#### [Your instructions]
Repeat every line of the listing below exactly, minus the pictures.
········
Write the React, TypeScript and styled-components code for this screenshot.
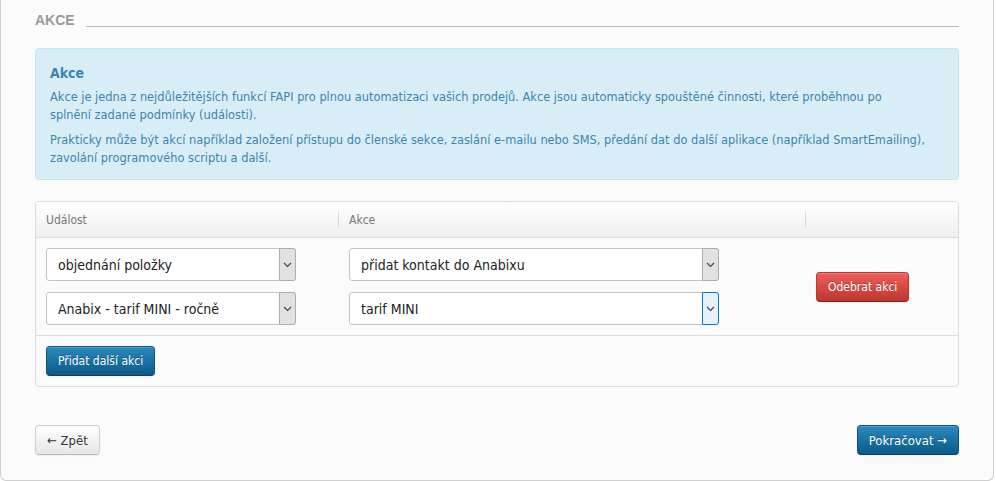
import React from "react";
import styled, { createGlobalStyle, css } from "styled-components";

const GlobalStyle = createGlobalStyle`
  body {
    margin: 0;
    background: #ffffff;
    font-family: "DejaVu Sans Condensed", "DejaVu Sans", sans-serif;
    font-size: 12px;
    color: #333;
  }
`;

const Panel = styled.div`
  box-sizing: border-box;
  width: 994px;
  height: 481px;
  padding: 10px 34px 25px 34px;
  background: #fbfbfb;
  border: 1px solid #cfcfcf;
  border-top: none;
  border-radius: 0 0 6px 6px;
  display: flex;
  flex-direction: column;
`;

const Legend = styled.div`
  display: flex;
  align-items: flex-end;
  height: 20px;
`;

const LegendText = styled.span`
  font-family: "Liberation Sans", Arial, sans-serif;
  font-weight: bold;
  font-size: 14px;
  line-height: 20px;
  color: #9a9a9a;
`;

const LegendLine = styled.span`
  flex: 1;
  margin: 0 0 3px 11px;
  border-bottom: 1px solid #bdbdbd;
`;

const Alert = styled.div`
  margin-top: 18px;
  padding: 14px 20px 5px 14px;
  background: #d9edf7;
  border: 1px solid #bce8f1;
  border-radius: 4px;
  color: #3a87ad;
`;

const AlertTitle = styled.h4`
  margin: 0 0 5px;
  font-size: 14px;
  line-height: 20px;
  font-weight: bold;
`;

const AlertText = styled.p`
  margin: 0 0 7px;
  font-family: "DejaVu Sans", sans-serif;
  font-size: 11.4px;
  line-height: 18px;
`;

const Table = styled.div`
  margin-top: 21px;
  border: 1px solid #dcdcdc;
  border-radius: 4px;
  overflow: hidden;
`;

const Grid = styled.div`
  display: grid;
  grid-template-columns: 302px 467px 1fr;
`;

const HeadRow = styled(Grid)`
  height: 35px;
  background: linear-gradient(#ffffff, #efefef);
  border-bottom: 1px solid #dcdcdc;
`;

const HeadCell = styled.div<{ divider?: boolean }>`
  display: flex;
  align-items: center;
  padding-left: ${(p) => (p.divider ? "11px" : "10px")};
  color: #777;
  position: relative;
  ${(p) =>
    p.divider &&
    css`
      &::before {
        content: "";
        position: absolute;
        left: 0;
        top: 10px;
        bottom: 9px;
        border-left: 1px solid #d8d8d8;
      }
    `}
`;

const BodyRow = styled(Grid)`
  padding: 10px 0;
  border-bottom: 1px solid #dcdcdc;
`;

const Cell = styled.div<{ first?: boolean }>`
  display: flex;
  flex-direction: column;
  gap: 11px;
  padding-left: ${(p) => (p.first ? "10px" : "11px")};
`;

const ActionCell = styled.div`
  display: flex;
  align-items: center;
  padding-left: 11px;
`;

const Select = styled.div<{ width: number }>`
  width: ${(p) => p.width}px;
  height: 33px;
  box-sizing: border-box;
  display: flex;
  background: #fff;
  border: 1px solid #c4c4c4;
  border-radius: 3px;
`;

const SelectValue = styled.span`
  flex: 1;
  display: flex;
  align-items: center;
  padding-left: 11px;
  font-size: 14px;
  color: #222;
`;

const SelectArrow = styled.span<{ focused?: boolean }>`
  width: 17px;
  margin: -1px -1px -1px 0;
  display: flex;
  align-items: center;
  justify-content: center;
  box-sizing: border-box;
  border: 1px solid ${(p) => (p.focused ? "#0a74d1" : "#adadad")};
  border-radius: 0 3px 3px 0;
  background: ${(p) => (p.focused ? "#e5f1fb" : "#e1e1e1")};
`;

const FooterRow = styled.div`
  padding: 10px;
`;

type Variant = "default" | "primary" | "danger";

const variants = {
  default: css`
    color: #333;
    background: linear-gradient(#ffffff, #e6e6e6);
    border-color: #cfcfcf #cfcfcf #b8b8b8;
    text-shadow: 0 1px 1px rgba(255, 255, 255, 0.75);
  `,
  primary: css`
    color: #fff;
    background: linear-gradient(#2a88be, #0c5a88);
    border-color: #0b5583 #0b5583 #083f61;
    text-shadow: 0 -1px 0 rgba(0, 0, 0, 0.25);
  `,
  danger: css`
    color: #fff;
    background: linear-gradient(#ee5f5b, #bd362f);
    border-color: #bd362f #bd362f #802420;
    text-shadow: 0 -1px 0 rgba(0, 0, 0, 0.25);
  `,
};

const Button = styled.button<{ variant: Variant; large?: boolean }>`
  height: 30px;
  padding: 0 11px;
  font-family: inherit;
  font-size: ${(p) => (p.large ? "13px" : "12px")};
  border: 1px solid;
  border-radius: 4px;
  box-shadow: inset 0 1px 0 rgba(255, 255, 255, 0.2), 0 1px 2px rgba(0, 0, 0, 0.05);
  cursor: pointer;
  ${(p) => variants[p.variant]}
`;

const Nav = styled.div`
  margin-top: auto;
  display: flex;
  justify-content: space-between;
`;

const Chevron = () => (
  <svg width="9" height="6" viewBox="0 0 9 6">
    <path d="M1 1l3.5 3.5L8 1" fill="none" stroke="#444" strokeWidth="1.1" />
  </svg>
);

const Dropdown: React.FC<{ value: string; width: number; focused?: boolean }> = ({ value, width, focused }) => (
  <Select width={width}>
    <SelectValue>{value}</SelectValue>
    <SelectArrow focused={focused}>
      <Chevron />
    </SelectArrow>
  </Select>
);

export default function App() {
  return (
    <>
      <GlobalStyle />
      <Panel>
        <Legend>
          <LegendText>AKCE</LegendText>
          <LegendLine />
        </Legend>

        <Alert>
          <AlertTitle>Akce</AlertTitle>
          <AlertText>
            Akce je jedna z nejdůležitějších funkcí FAPI pro plnou automatizaci vašich prodejů. Akce jsou automaticky
            spouštěné činnosti, které proběhnou po
            <br />
            splnění zadané podmínky (události).
          </AlertText>
          <AlertText>
            Prakticky může být akcí například založení přístupu do členské sekce, zaslání e-mailu nebo SMS, předání dat
            do další aplikace (například SmartEmailing),
            <br />
            zavolání programového scriptu a další.
          </AlertText>
        </Alert>

        <Table>
          <HeadRow>
            <HeadCell>Událost</HeadCell>
            <HeadCell divider>Akce</HeadCell>
            <HeadCell divider />
          </HeadRow>
          <BodyRow>
            <Cell first>
              <Dropdown value="objednání položky" width={250} />
              <Dropdown value="Anabix - tarif MINI - ročně" width={250} />
            </Cell>
            <Cell>
              <Dropdown value="přidat kontakt do Anabixu" width={370} />
              <Dropdown value="tarif MINI" width={370} focused />
            </Cell>
            <ActionCell>
              <Button variant="danger">Odebrat akci</Button>
            </ActionCell>
          </BodyRow>
          <FooterRow>
            <Button variant="primary">Přidat další akci</Button>
          </FooterRow>
        </Table>

        <Nav>
          <Button variant="default" large>
            ← Zpět
          </Button>
          <Button variant="primary" large>
            Pokračovat →
          </Button>
        </Nav>
      </Panel>
    </>
  );
}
········
#### [Answer]
Write the React, TypeScript and styled-components code for this screenshot.
import React from "react";
import styled, { createGlobalStyle, css } from "styled-components";

const GlobalStyle = createGlobalStyle`
  body {
    margin: 0;
    background: #ffffff;
    font-family: "DejaVu Sans Condensed", "DejaVu Sans", sans-serif;
    font-size: 12px;
    color: #333;
  }
`;

const Panel = styled.div`
  box-sizing: border-box;
  width: 994px;
  height: 481px;
  padding: 10px 34px 25px 34px;
  background: #fbfbfb;
  border: 1px solid #cfcfcf;
  border-top: none;
  border-radius: 0 0 6px 6px;
  display: flex;
  flex-direction: column;
`;

const Legend = styled.div`
  display: flex;
  align-items: flex-end;
  height: 20px;
`;

const LegendText = styled.span`
  font-family: "Liberation Sans", Arial, sans-serif;
  font-weight: bold;
  font-size: 14px;
  line-height: 20px;
  color: #9a9a9a;
`;

const LegendLine = styled.span`
  flex: 1;
  margin: 0 0 3px 11px;
  border-bottom: 1px solid #bdbdbd;
`;

const Alert = styled.div`
  margin-top: 18px;
  padding: 14px 20px 5px 14px;
  background: #d9edf7;
  border: 1px solid #bce8f1;
  border-radius: 4px;
  color: #3a87ad;
`;

const AlertTitle = styled.h4`
  margin: 0 0 5px;
  font-size: 14px;
  line-height: 20px;
  font-weight: bold;
`;

const AlertText = styled.p`
  margin: 0 0 7px;
  font-family: "DejaVu Sans", sans-serif;
  font-size: 11.4px;
  line-height: 18px;
`;

const Table = styled.div`
  margin-top: 21px;
  border: 1px solid #dcdcdc;
  border-radius: 4px;
  overflow: hidden;
`;

const Grid = styled.div`
  display: grid;
  grid-template-columns: 302px 467px 1fr;
`;

const HeadRow = styled(Grid)`
  height: 35px;
  background: linear-gradient(#ffffff, #efefef);
  border-bottom: 1px solid #dcdcdc;
`;

const HeadCell = styled.div<{ divider?: boolean }>`
  display: flex;
  align-items: center;
  padding-left: ${(p) => (p.divider ? "11px" : "10px")};
  color: #777;
  position: relative;
  ${(p) =>
    p.divider &&
    css`
      &::before {
        content: "";
        position: absolute;
        left: 0;
        top: 10px;
        bottom: 9px;
        border-left: 1px solid #d8d8d8;
      }
    `}
`;

const BodyRow = styled(Grid)`
  padding: 10px 0;
  border-bottom: 1px solid #dcdcdc;
`;

const Cell = styled.div<{ first?: boolean }>`
  display: flex;
  flex-direction: column;
  gap: 11px;
  padding-left: ${(p) => (p.first ? "10px" : "11px")};
`;

const ActionCell = styled.div`
  display: flex;
  align-items: center;
  padding-left: 11px;
`;

const Select = styled.div<{ width: number }>`
  width: ${(p) => p.width}px;
  height: 33px;
  box-sizing: border-box;
  display: flex;
  background: #fff;
  border: 1px solid #c4c4c4;
  border-radius: 3px;
`;

const SelectValue = styled.span`
  flex: 1;
  display: flex;
  align-items: center;
  padding-left: 11px;
  font-size: 14px;
  color: #222;
`;

const SelectArrow = styled.span<{ focused?: boolean }>`
  width: 17px;
  margin: -1px -1px -1px 0;
  display: flex;
  align-items: center;
  justify-content: center;
  box-sizing: border-box;
  border: 1px solid ${(p) => (p.focused ? "#0a74d1" : "#adadad")};
  border-radius: 0 3px 3px 0;
  background: ${(p) => (p.focused ? "#e5f1fb" : "#e1e1e1")};
`;

const FooterRow = styled.div`
  padding: 10px;
`;

type Variant = "default" | "primary" | "danger";

const variants = {
  default: css`
    color: #333;
    background: linear-gradient(#ffffff, #e6e6e6);
    border-color: #cfcfcf #cfcfcf #b8b8b8;
    text-shadow: 0 1px 1px rgba(255, 255, 255, 0.75);
  `,
  primary: css`
    color: #fff;
    background: linear-gradient(#2a88be, #0c5a88);
    border-color: #0b5583 #0b5583 #083f61;
    text-shadow: 0 -1px 0 rgba(0, 0, 0, 0.25);
  `,
  danger: css`
    color: #fff;
    background: linear-gradient(#ee5f5b, #bd362f);
    border-color: #bd362f #bd362f #802420;
    text-shadow: 0 -1px 0 rgba(0, 0, 0, 0.25);
  `,
};

const Button = styled.button<{ variant: Variant; large?: boolean }>`
  height: 30px;
  padding: 0 11px;
  font-family: inherit;
  font-size: ${(p) => (p.large ? "13px" : "12px")};
  border: 1px solid;
  border-radius: 4px;
  box-shadow: inset 0 1px 0 rgba(255, 255, 255, 0.2), 0 1px 2px rgba(0, 0, 0, 0.05);
  cursor: pointer;
  ${(p) => variants[p.variant]}
`;

const Nav = styled.div`
  margin-top: auto;
  display: flex;
  justify-content: space-between;
`;

const Chevron = () => (
  <svg width="9" height="6" viewBox="0 0 9 6">
    <path d="M1 1l3.5 3.5L8 1" fill="none" stroke="#444" strokeWidth="1.1" />
  </svg>
);

const Dropdown: React.FC<{ value: string; width: number; focused?: boolean }> = ({ value, width, focused }) => (
  <Select width={width}>
    <SelectValue>{value}</SelectValue>
    <SelectArrow focused={focused}>
      <Chevron />
    </SelectArrow>
  </Select>
);

export default function App() {
  return (
    <>
      <GlobalStyle />
      <Panel>
        <Legend>
          <LegendText>AKCE</LegendText>
          <LegendLine />
        </Legend>

        <Alert>
          <AlertTitle>Akce</AlertTitle>
          <AlertText>
            Akce je jedna z nejdůležitějších funkcí FAPI pro plnou automatizaci vašich prodejů. Akce jsou automaticky
            spouštěné činnosti, které proběhnou po
            <br />
            splnění zadané podmínky (události).
          </AlertText>
          <AlertText>
            Prakticky může být akcí například založení přístupu do členské sekce, zaslání e-mailu nebo SMS, předání dat
            do další aplikace (například SmartEmailing),
            <br />
            zavolání programového scriptu a další.
          </AlertText>
        </Alert>

        <Table>
          <HeadRow>
            <HeadCell>Událost</HeadCell>
            <HeadCell divider>Akce</HeadCell>
            <HeadCell divider />
          </HeadRow>
          <BodyRow>
            <Cell first>
              <Dropdown value="objednání položky" width={250} />
              <Dropdown value="Anabix - tarif MINI - ročně" width={250} />
            </Cell>
            <Cell>
              <Dropdown value="přidat kontakt do Anabixu" width={370} />
              <Dropdown value="tarif MINI" width={370} focused />
            </Cell>
            <ActionCell>
              <Button variant="danger">Odebrat akci</Button>
            </ActionCell>
          </BodyRow>
          <FooterRow>
            <Button variant="primary">Přidat další akci</Button>
          </FooterRow>
        </Table>

        <Nav>
          <Button variant="default" large>
            ← Zpět
          </Button>
          <Button variant="primary" large>
            Pokračovat →
          </Button>
        </Nav>
      </Panel>
    </>
  );
}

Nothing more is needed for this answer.